In the early days of COVID-19, the only thing that seemed to spread faster than the illness itself was fear. For many, even mild symptoms were cause to seek immediate answers, if not treatment outright.
Driven by that uncertainty, the sudden influx of patients stressed already limited resources as hospital and healthcare centers struggled to respond to the crisis.
As part of the solution, Michigan Medicine turned to telehealth technology, standing up a triage hotline for COVID screening during the early stages of the pandemic.
Many medical students helped staff the hotline, and some also conducted research to show how the program was an effective means of diverting low-risk cases to online resources while identifying and directing higher-risk callers onward for immediate assessment.
Their report, published in the Journal of Medical Internet Research, details a 6-week period in early 2020 when hotline volunteers fielded nearly 4,000 calls.
Based on reported symptoms, potential exposure, and risk factors determined, 34% of callers were forwarded to a registered nurse. The rest were redirected to web resources.
The hotline also provided a real-time snapshot of disease characteristics in the community. Cough was the most commonly reported symptom among callers (34%), followed by shortness of breath (27%), upper respiratory infection (25%), and fever (24%).
For the medical students who led the study, the opportunity to staff the hotline and conduct related research was a way to contribute to the pandemic response.

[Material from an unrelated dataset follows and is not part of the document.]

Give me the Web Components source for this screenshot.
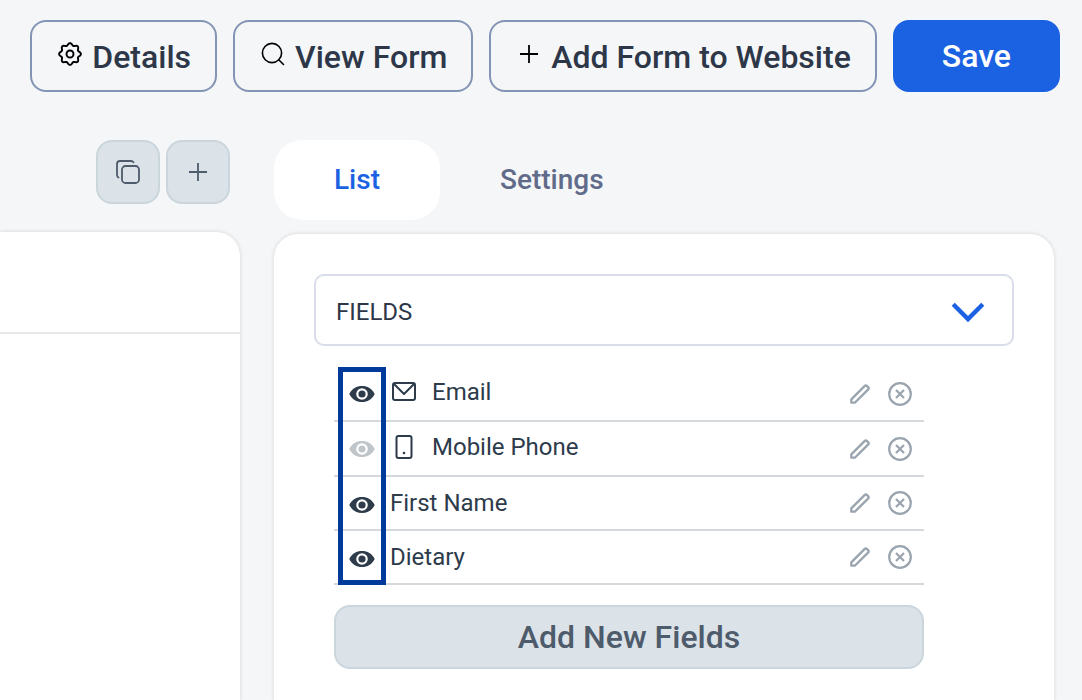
<!DOCTYPE html>
<html lang="en">
<head>
<meta charset="utf-8">
<meta name="viewport" content="width=device-width, initial-scale=1">
<title>Form builder</title>
<style>
  body { margin: 0; background: #f4f6f8; color: #2d3748; font-family: Roboto, "Liberation Sans", sans-serif; }
</style>
</head>
<body>
<form-builder></form-builder>
<script>
// Outline of a cog with eight soft teeth, as a closed polar curve.
const cog = Array.from({ length: 128 }, (_, i) => {
  const a = i / 128 * 2 * Math.PI;
  const r = 9.8 + 1.1 * Math.cos(8 * a);
  return (14 + r * Math.cos(a)).toFixed(2) + ' ' + (14 + r * Math.sin(a)).toFixed(2);
}).join('L');

const ICONS = {
  gear: `<g fill="none" stroke="currentColor" stroke-width="1.9" stroke-linejoin="round"><circle cx="14" cy="14" r="3.5"/><path d="M${cog}z"/></g>`,
  search: `<g fill="none" stroke="currentColor" stroke-width="1.6" stroke-linecap="round"><circle cx="13" cy="13" r="9.6"/><path d="M20 20l4.500 4.500"/></g>`,
  plus: `<path d="M14 5v18M5 14h18" stroke="currentColor" stroke-width="1.8"/>`,
  copy: `<g fill="none" stroke="currentColor" stroke-width="1.8" stroke-linecap="round"><rect x="8" y="8" width="17" height="17" rx="3.5"/><path d="M4.500 19.500A3 3 0 0 1 3 17V6A3 3 0 0 1 6 3h11A3 3 0 0 1 19.500 4.300"/></g>`,
  eye: `<path fill="currentColor" fill-rule="evenodd" d="M1.300 14C4 8.500 8.500 6 14 6s10 2.500 12.700 8c-2.700 5.500-7.200 8-12.700 8S4 19.500 1.300 14zM14 8.200a5.800 5.800 0 1 0 0 11.600 5.800 5.800 0 0 0 0-11.600zm0 2.200a3.600 3.600 0 1 1 0 7.200 3.600 3.600 0 0 1 0-7.200z"/>`,
  mail: `<g fill="none" stroke="currentColor" stroke-width="2" stroke-linejoin="round"><rect x="3" y="5" width="22" height="17" rx="2"/><path d="M3.500 5.500L14 16 24.500 5.500"/></g>`,
  phone: `<rect x="6.500" y="3" width="15" height="22" rx="2" fill="none" stroke="currentColor" stroke-width="2"/><circle cx="14" cy="20" r="1.3" fill="currentColor"/>`,
  pencil: `<path d="M5.300 22.700v-3.300L18.800 5.900a1.400 1.400 0 0 1 2 0l1.500 1.500a1.400 1.400 0 0 1 0 2L8.800 22.700z" fill="none" stroke="currentColor" stroke-width="2.3" stroke-linejoin="round"/>`,
  remove: `<g fill="none" stroke="currentColor" stroke-width="2.2"><circle cx="14" cy="14" r="10.800"/><path d="M10 10l8 8M18 10l-8 8"/></g>`,
  chevron: `<path d="M2.500 8L14 19.500 25.500 8" fill="none" stroke="currentColor" stroke-width="3.4"/>`
};

function define(name, render) {
  customElements.define(name, class extends HTMLElement {
    connectedCallback() {
      if (!this.shadowRoot) this.attachShadow({ mode: 'open' }).innerHTML = render(this);
    }
  });
}

define('ui-icon', el => `
  <style>
    :host { display: block; flex: none; width: var(--icon-size, 28px); height: var(--icon-size, 28px); }
    svg { display: block; width: 100%; height: 100%; }
  </style>
  <svg viewBox="0 0 28 28" aria-hidden="true">${ICONS[el.getAttribute('name')]}</svg>`);

define('action-button', () => `
  <style>
    :host { display: block; }
    button { display: flex; align-items: center; justify-content: center; gap: 8px; width: 100%; height: 72px;
      box-sizing: border-box; padding: 2px 24px 0; border: 2px solid #8494b4; border-radius: 16px; background: transparent;
      color: #2d3748; font: 500 32px/40px Roboto, sans-serif; white-space: nowrap; cursor: pointer; }
    ::slotted(ui-icon) { color: #000; margin-bottom: 6px; }
    :host([variant=primary]) button { padding: 0 47px; border-color: #1b62e3; background: #1b62e3; color: #fff; }
    :host([variant=soft]) button { height: 64px; padding: 0 24px; border-color: #cad5dc; background: #dbe2e8; color: #4d5b6b; }
  </style>
  <button type="button"><slot name="icon"></slot><slot></slot></button>`);

define('square-button', el => `
  <style>
    :host { display: block; }
    button { display: grid; place-items: center; width: 64px; height: 64px; padding: 0; border: 2px solid #cad5dc;
      border-radius: 16px; background: #dbe2e8; color: #4d5b6b; cursor: pointer; }
  </style>
  <button type="button" aria-label="${el.getAttribute('label')}"><slot></slot></button>`);

define('tab-button', el => `
  <style>
    :host { display: block; }
    button { height: 80px; padding: 0 60px; border: 0; border-radius: 28px; background: transparent; color: #606b8a;
      font: 500 28px/32px Roboto, sans-serif; cursor: pointer; }
    button[aria-selected=true] { background: #fff; color: #1b62e3; }
  </style>
  <button type="button" role="tab" aria-selected="${el.hasAttribute('selected')}"><slot></slot></button>`);

define('surface-panel', () => `
  <style>
    :host { display: block; background: #fff; border-radius: 24px 24px 0 0; box-shadow: 0 0 4px rgba(0,0,0,.14); }
  </style>
  <slot></slot>`);

define('section-toggle', () => `
  <style>
    :host { display: block; }
    button { display: flex; align-items: center; justify-content: space-between; width: 100%; height: 72px;
      box-sizing: border-box; padding: 4px 26px 0 20px; border: 2px solid #d9ddea; border-radius: 10px; background: #fff;
      color: #2d3748; font: 400 24px/28px Roboto, sans-serif; cursor: pointer; }
    ui-icon { --icon-size: 36px; color: #1b62e3; }
  </style>
  <button type="button" aria-expanded="true"><slot></slot><ui-icon name="chevron"></ui-icon></button>`);

define('field-row', el => `
  <style>
    :host { display: flex; align-items: center; box-sizing: border-box; height: 54px; padding-right: 12px;
      border-bottom: 2px solid #d5d9dd; color: #2d3b4b; font-size: 24px; line-height: 28px; }
    :host([icon]) { height: 55px; }
    button { display: grid; place-items: center; padding: 0; border: 0; background: none; color: #9aa4af; cursor: pointer; }
    .eye { width: 56px; padding-top: 3px; color: #2d3b4b; }
    :host([icon]) .eye { padding-top: 1px; }
    .eye[aria-pressed=false] { color: #c0c5ca; }
    .kind { margin: 0 14px 3px 0; }
    .name { flex: 1; }
    .kind + .name { margin-bottom: 3px; }
    .tools { display: flex; gap: 12px; margin-right: -2px; }
  </style>
  <button class="eye" type="button" aria-label="Visible" aria-pressed="${!el.hasAttribute('concealed')}"><ui-icon name="eye"></ui-icon></button>
  ${el.hasAttribute('icon') ? `<ui-icon class="kind" name="${el.getAttribute('icon')}"></ui-icon>` : ''}
  <span class="name"><slot></slot></span>
  <span class="tools">
    <button type="button" aria-label="Edit"><ui-icon name="pencil"></ui-icon></button>
    <button type="button" aria-label="Remove"><ui-icon name="remove"></ui-icon></button>
  </span>`);

define('field-list', () => `
  <style>
    :host { display: block; position: relative; }
    .marker { position: absolute; inset: 0 auto 0 4px; width: 48px; box-sizing: border-box; border: 5px solid #003a9b; pointer-events: none; }
  </style>
  <slot></slot><div class="marker"></div>`);

define('form-builder', () => `
  <style>
    :host { display: flex; flex-direction: column; min-height: 100vh; box-sizing: border-box; padding-top: 20px; }
    header { display: flex; justify-content: flex-end; gap: 16px; padding: 0 22px 48px; }
    main { flex: 1; display: grid; grid-template-columns: 4fr 13fr; gap: 34px; padding-right: 28px; }
    section { display: flex; flex-direction: column; min-width: 0; }
    .copying { display: flex; justify-content: flex-end; gap: 6px; padding: 0 10px 28px; }
    .preview { flex: 1; border-top-left-radius: 0; }
    .preview-head { height: 100px; border-bottom: 2px solid #e6e7e9; }
    .tabs { display: flex; padding-bottom: 14px; }
    .settings { flex: 1; padding: 40px 40px 31px; }
    .fields { padding: 21px 90px 0 20px; }
    .add { margin-top: 20px; }
  </style>
  <header>
    <action-button><ui-icon slot="icon" name="gear"></ui-icon>Details</action-button>
    <action-button><ui-icon slot="icon" name="search"></ui-icon>View Form</action-button>
    <action-button><ui-icon slot="icon" name="plus"></ui-icon>Add Form to Website</action-button>
    <action-button variant="primary">Save</action-button>
  </header>
  <main>
    <section>
      <div class="copying">
        <square-button label="Duplicate"><ui-icon name="copy"></ui-icon></square-button>
        <square-button label="Add"><ui-icon name="plus"></ui-icon></square-button>
      </div>
      <surface-panel class="preview"><div class="preview-head"></div></surface-panel>
    </section>
    <section>
      <div class="tabs" role="tablist">
        <tab-button selected>List</tab-button>
        <tab-button>Settings</tab-button>
      </div>
      <surface-panel class="settings">
        <section-toggle>FIELDS</section-toggle>
        <div class="fields">
          <field-list>
            <field-row icon="mail">Email</field-row>
            <field-row icon="phone" concealed>Mobile Phone</field-row>
            <field-row>First Name</field-row>
            <field-row>Dietary</field-row>
          </field-list>
          <action-button class="add" variant="soft">Add New Fields</action-button>
        </div>
      </surface-panel>
    </section>
  </main>`);
</script>
</body>
</html>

Students across the country were pulled from clinical rotations in the first months of the pandemic, but many still sought ways to help with the COVID response in any way they could.
For Anjan Saha, a triage hotline team leader and co-corresponding author on the paper, answering that call meant, quite literally, answering phone calls.
“Everybody had something to contribute during the pandemic crisis. No one was considered a non-essential worker,” said Saha, now an anesthesiology resident at Columbia University Irvine Medical Center. “There was intrinsic value for everyone’s work and thoughts.”